▼
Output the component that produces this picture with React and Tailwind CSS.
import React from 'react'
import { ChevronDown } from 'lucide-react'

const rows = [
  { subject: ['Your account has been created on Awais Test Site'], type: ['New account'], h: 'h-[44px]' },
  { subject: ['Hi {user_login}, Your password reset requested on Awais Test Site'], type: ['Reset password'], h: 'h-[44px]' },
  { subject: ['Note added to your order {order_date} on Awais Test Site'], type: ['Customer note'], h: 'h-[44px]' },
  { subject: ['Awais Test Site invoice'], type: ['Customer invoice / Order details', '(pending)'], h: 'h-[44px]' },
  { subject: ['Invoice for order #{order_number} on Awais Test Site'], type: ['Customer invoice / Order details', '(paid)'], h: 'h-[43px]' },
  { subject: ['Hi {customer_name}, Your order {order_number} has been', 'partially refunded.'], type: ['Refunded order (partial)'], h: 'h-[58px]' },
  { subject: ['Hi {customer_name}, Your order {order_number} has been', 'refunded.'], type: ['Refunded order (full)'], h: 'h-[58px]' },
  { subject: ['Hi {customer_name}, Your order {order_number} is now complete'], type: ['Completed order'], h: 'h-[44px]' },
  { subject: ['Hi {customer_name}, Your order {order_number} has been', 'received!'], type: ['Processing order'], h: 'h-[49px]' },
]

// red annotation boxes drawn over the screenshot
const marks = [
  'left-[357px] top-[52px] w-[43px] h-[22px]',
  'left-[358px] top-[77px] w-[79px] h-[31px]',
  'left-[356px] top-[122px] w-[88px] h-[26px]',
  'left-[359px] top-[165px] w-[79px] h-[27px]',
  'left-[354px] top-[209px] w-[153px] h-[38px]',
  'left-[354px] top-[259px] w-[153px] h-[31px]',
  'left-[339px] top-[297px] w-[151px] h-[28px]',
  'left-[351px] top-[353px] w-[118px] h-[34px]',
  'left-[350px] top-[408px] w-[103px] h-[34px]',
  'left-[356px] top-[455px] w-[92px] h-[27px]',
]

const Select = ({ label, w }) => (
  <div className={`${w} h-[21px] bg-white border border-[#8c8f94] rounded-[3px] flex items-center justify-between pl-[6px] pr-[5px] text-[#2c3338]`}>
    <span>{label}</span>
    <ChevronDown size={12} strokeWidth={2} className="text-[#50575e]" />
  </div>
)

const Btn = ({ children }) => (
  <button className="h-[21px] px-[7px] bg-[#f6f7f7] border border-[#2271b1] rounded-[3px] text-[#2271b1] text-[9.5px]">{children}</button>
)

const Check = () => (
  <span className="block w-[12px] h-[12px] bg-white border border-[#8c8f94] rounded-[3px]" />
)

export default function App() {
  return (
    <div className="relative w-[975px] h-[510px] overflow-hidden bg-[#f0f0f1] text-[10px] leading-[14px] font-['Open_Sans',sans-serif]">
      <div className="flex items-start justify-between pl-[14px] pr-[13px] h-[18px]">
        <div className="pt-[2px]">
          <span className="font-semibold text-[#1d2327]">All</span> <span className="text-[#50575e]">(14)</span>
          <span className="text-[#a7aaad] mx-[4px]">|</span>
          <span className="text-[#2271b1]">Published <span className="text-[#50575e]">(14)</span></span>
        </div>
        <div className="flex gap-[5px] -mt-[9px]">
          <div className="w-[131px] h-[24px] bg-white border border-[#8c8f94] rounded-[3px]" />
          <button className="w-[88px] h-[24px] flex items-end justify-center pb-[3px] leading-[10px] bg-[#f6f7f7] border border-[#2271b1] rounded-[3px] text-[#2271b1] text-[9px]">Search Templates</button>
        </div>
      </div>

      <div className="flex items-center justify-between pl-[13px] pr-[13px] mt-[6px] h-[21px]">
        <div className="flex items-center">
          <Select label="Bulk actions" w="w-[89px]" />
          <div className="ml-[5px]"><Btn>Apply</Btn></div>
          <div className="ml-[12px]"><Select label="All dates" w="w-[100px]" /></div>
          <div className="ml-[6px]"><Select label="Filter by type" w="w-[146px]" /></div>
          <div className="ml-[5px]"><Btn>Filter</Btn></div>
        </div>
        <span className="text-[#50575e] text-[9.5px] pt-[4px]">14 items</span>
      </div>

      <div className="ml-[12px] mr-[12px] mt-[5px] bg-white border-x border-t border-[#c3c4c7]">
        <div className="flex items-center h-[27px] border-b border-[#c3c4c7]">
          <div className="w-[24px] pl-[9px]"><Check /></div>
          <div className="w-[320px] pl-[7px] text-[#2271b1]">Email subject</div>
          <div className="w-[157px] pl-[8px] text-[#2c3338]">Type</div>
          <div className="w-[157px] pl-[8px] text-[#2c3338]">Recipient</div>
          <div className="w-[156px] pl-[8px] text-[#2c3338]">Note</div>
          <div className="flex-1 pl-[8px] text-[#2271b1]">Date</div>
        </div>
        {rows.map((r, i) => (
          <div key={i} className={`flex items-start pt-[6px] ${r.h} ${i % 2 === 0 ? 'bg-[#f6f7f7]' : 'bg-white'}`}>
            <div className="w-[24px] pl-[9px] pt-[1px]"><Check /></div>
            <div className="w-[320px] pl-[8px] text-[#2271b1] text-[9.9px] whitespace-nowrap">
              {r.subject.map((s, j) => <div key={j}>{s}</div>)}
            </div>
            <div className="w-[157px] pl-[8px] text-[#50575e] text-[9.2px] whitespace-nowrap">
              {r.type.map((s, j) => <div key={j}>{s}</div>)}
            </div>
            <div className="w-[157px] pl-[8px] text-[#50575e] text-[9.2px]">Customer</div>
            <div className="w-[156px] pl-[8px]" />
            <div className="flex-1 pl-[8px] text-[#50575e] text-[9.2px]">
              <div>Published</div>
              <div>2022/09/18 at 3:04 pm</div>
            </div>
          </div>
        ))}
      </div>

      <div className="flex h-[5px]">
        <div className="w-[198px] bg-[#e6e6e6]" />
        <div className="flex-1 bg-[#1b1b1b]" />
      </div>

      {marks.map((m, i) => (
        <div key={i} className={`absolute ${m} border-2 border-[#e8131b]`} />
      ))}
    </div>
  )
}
▲
▼
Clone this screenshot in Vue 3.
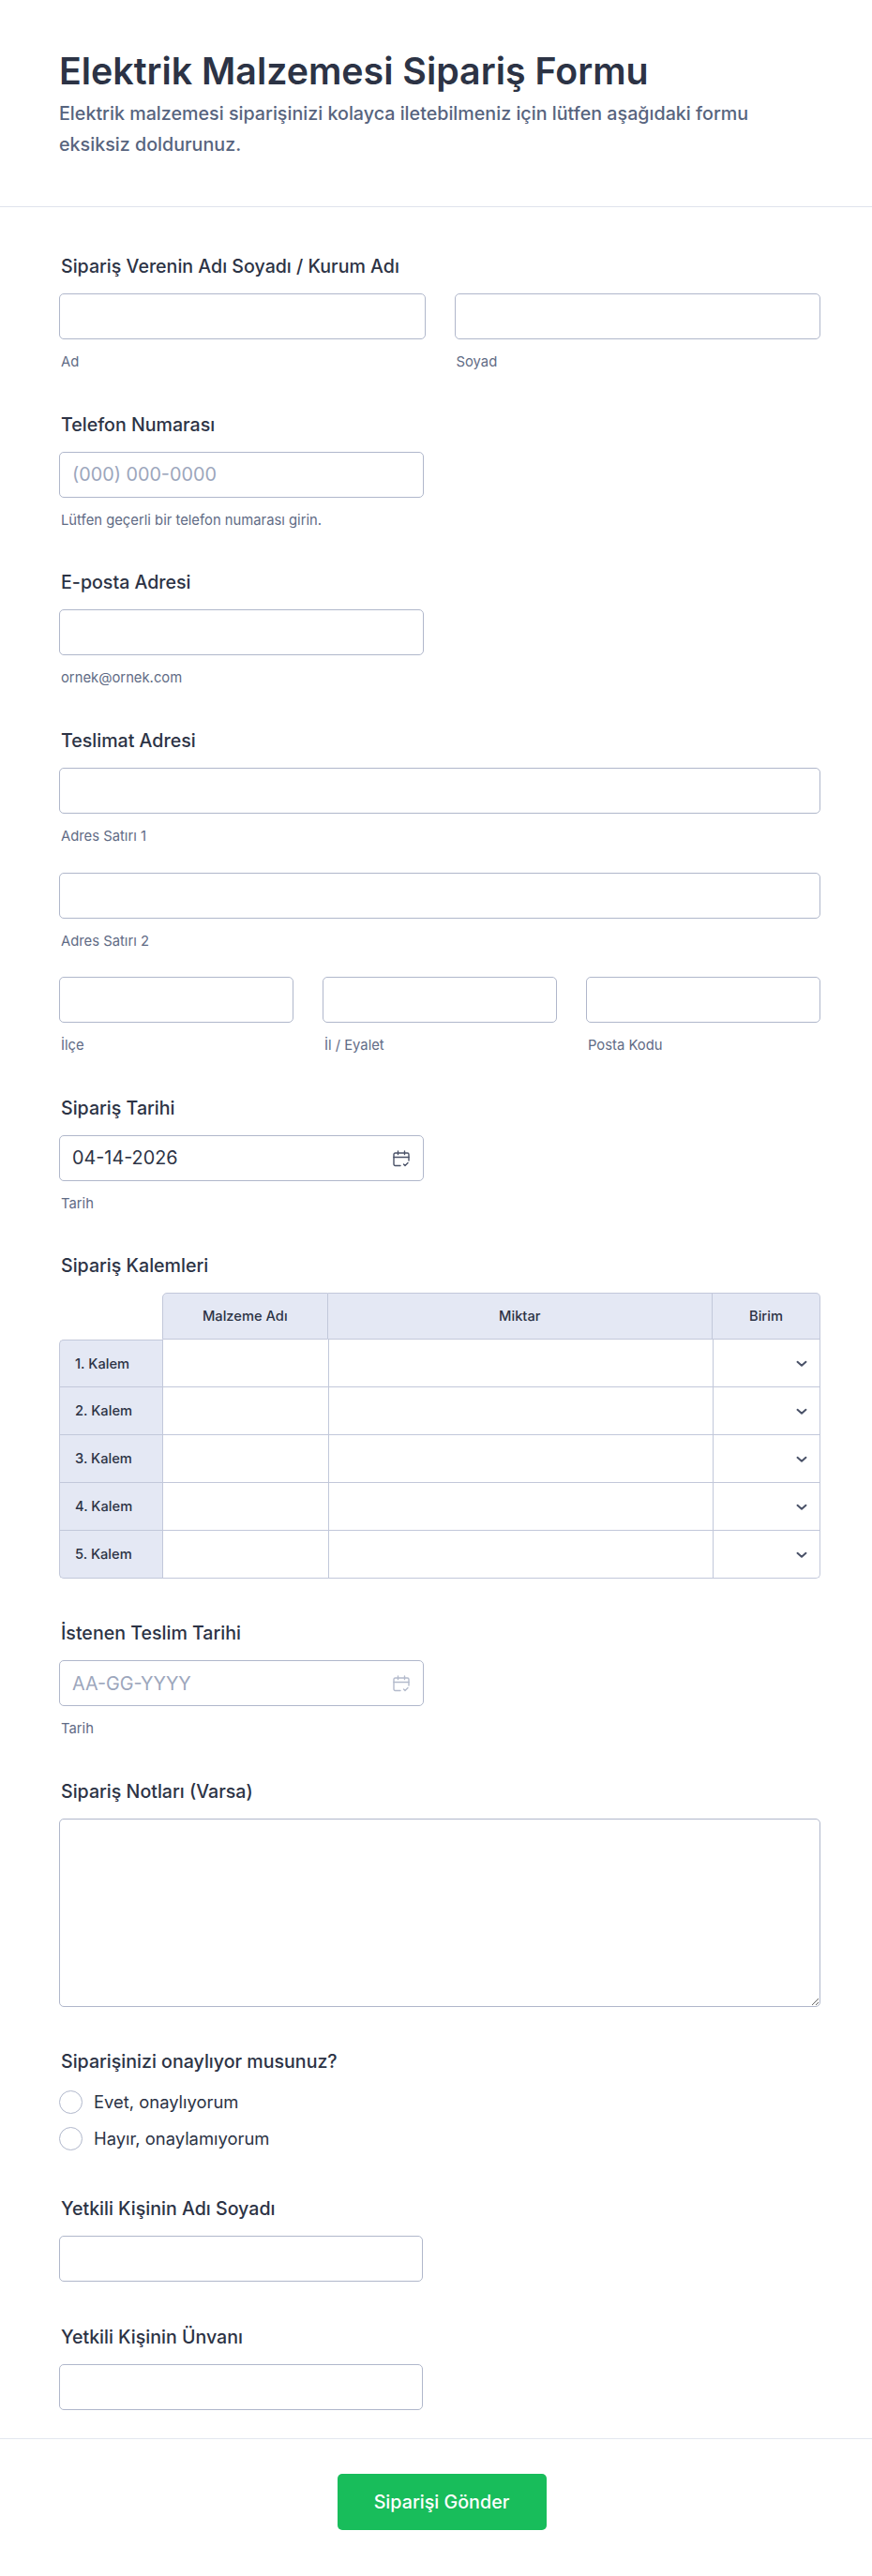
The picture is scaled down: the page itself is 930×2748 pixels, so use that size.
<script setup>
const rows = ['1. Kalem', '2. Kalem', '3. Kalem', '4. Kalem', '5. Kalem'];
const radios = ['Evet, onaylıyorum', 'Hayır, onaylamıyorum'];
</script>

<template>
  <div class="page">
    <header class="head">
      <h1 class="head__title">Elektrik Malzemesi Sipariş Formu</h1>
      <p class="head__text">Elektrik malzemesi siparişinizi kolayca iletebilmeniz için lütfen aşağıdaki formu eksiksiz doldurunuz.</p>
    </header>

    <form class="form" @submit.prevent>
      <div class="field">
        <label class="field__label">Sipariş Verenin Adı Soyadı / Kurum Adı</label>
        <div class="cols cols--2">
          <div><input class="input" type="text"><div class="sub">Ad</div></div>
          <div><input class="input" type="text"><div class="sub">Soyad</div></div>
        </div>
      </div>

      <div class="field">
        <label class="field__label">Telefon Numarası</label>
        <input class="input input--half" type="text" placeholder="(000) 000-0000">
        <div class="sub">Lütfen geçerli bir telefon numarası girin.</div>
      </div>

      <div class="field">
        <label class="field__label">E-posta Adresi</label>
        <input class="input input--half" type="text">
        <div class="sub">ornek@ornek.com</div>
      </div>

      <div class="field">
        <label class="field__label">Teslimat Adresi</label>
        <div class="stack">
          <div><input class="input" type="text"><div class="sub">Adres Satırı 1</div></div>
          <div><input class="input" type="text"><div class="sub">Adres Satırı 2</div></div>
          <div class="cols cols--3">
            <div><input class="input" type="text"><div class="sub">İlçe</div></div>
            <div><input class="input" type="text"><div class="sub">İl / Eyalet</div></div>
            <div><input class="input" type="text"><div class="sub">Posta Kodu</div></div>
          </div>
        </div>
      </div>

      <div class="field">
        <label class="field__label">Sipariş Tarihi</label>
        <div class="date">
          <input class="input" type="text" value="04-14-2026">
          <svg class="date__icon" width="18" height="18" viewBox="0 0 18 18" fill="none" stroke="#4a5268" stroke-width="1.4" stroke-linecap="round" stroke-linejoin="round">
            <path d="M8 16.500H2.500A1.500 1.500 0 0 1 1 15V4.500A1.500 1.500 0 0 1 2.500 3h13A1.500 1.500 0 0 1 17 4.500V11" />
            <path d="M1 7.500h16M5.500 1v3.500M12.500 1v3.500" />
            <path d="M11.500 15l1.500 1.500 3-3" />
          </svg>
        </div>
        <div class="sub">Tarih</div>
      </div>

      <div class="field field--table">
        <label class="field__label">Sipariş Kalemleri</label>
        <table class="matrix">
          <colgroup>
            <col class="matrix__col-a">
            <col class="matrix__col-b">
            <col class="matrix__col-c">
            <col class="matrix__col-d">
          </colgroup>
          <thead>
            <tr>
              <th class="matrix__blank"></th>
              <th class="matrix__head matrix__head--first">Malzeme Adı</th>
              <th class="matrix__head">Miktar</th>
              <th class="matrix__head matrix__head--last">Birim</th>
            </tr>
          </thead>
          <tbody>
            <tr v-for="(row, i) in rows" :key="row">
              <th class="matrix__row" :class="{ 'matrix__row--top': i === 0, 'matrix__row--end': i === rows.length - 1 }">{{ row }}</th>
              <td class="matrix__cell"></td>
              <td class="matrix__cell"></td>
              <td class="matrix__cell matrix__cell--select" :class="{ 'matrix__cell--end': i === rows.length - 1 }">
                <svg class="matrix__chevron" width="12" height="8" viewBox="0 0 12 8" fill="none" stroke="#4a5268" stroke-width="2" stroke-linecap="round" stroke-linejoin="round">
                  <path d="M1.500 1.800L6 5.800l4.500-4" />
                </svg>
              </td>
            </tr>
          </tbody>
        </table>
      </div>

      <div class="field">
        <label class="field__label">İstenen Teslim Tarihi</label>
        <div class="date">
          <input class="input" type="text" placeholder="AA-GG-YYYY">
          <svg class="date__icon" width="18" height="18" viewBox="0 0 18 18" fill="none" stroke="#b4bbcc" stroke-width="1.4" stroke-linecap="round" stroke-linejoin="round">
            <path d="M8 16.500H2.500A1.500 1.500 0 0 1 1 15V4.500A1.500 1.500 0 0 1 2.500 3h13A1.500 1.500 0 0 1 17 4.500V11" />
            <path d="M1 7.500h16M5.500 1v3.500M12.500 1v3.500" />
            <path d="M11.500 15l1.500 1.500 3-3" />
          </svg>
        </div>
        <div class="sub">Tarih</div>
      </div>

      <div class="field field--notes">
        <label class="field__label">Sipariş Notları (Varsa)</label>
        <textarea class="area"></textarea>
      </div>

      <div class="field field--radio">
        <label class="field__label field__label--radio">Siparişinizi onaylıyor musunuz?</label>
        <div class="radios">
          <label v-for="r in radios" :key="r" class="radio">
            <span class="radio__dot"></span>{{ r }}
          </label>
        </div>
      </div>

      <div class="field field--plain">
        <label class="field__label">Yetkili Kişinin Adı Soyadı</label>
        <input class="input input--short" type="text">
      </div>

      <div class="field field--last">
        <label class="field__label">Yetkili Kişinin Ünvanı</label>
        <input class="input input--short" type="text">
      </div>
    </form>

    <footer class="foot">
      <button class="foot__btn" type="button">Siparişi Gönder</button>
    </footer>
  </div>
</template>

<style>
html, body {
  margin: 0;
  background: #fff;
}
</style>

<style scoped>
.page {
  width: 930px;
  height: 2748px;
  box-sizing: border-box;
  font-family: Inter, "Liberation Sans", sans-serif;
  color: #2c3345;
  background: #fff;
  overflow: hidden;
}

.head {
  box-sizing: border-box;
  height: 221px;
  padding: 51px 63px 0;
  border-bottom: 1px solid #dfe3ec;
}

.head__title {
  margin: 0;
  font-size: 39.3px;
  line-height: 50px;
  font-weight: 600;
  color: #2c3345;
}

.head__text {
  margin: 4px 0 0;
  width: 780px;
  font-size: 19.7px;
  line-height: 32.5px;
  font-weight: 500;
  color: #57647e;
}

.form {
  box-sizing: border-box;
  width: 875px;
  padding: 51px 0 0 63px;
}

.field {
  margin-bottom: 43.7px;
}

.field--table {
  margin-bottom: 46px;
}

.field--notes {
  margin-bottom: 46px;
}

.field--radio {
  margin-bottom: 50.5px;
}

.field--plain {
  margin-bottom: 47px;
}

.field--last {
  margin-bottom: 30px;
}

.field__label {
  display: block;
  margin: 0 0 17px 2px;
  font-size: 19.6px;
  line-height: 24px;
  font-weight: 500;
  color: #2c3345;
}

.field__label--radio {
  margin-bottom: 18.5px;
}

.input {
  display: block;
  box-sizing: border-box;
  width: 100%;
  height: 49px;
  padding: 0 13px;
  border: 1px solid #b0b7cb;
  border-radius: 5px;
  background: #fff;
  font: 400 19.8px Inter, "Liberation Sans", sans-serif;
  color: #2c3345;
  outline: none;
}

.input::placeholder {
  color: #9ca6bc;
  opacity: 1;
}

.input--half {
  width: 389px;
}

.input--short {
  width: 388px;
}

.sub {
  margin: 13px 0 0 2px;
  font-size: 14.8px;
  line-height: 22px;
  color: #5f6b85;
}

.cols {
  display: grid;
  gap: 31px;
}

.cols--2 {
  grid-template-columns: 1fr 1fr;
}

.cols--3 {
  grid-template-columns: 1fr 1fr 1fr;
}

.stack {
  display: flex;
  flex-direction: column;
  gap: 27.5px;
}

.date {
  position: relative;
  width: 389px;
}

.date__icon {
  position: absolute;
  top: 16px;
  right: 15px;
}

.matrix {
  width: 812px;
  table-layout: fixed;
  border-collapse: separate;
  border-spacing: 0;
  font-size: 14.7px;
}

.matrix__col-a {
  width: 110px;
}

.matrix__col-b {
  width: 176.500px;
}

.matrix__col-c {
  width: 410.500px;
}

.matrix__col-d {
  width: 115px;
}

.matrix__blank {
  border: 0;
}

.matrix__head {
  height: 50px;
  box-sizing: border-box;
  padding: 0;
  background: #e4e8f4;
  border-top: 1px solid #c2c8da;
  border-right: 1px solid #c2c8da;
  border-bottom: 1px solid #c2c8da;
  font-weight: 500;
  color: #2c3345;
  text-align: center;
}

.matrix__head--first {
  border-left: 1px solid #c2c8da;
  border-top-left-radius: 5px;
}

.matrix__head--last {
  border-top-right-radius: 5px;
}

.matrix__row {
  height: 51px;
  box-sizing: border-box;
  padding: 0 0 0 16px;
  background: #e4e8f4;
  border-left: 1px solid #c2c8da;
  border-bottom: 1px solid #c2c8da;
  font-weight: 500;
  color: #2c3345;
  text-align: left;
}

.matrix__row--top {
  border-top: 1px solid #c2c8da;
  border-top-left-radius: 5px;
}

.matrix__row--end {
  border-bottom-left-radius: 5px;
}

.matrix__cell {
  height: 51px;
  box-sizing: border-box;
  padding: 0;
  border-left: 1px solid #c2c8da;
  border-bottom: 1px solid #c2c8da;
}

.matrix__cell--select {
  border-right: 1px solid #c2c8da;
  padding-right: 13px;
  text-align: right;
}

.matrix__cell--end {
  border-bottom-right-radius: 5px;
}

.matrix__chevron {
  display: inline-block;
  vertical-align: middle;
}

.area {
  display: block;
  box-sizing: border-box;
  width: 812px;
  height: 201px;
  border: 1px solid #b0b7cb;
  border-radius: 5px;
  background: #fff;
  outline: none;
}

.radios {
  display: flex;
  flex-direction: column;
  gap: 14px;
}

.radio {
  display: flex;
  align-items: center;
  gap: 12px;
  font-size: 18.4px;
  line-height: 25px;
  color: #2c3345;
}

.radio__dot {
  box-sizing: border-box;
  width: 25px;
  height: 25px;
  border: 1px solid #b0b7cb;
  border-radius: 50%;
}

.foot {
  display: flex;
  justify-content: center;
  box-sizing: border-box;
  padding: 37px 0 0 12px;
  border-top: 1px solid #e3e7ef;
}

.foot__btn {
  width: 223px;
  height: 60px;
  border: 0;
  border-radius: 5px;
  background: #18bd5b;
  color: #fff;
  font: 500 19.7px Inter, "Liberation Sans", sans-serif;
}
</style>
▲
Identify lines with the string "size". Copy each one.

    <ChevronDown size={12} strokeWidth={2} className="text-[#50575e]" />
The picture is scaled down: the page itself is 930×2748 pixels, so use that size.
  font-size: 39.3px;
  font-size: 19.7px;
  font-size: 19.6px;
  font-size: 14.8px;
  font-size: 14.7px;
  font-size: 18.4px;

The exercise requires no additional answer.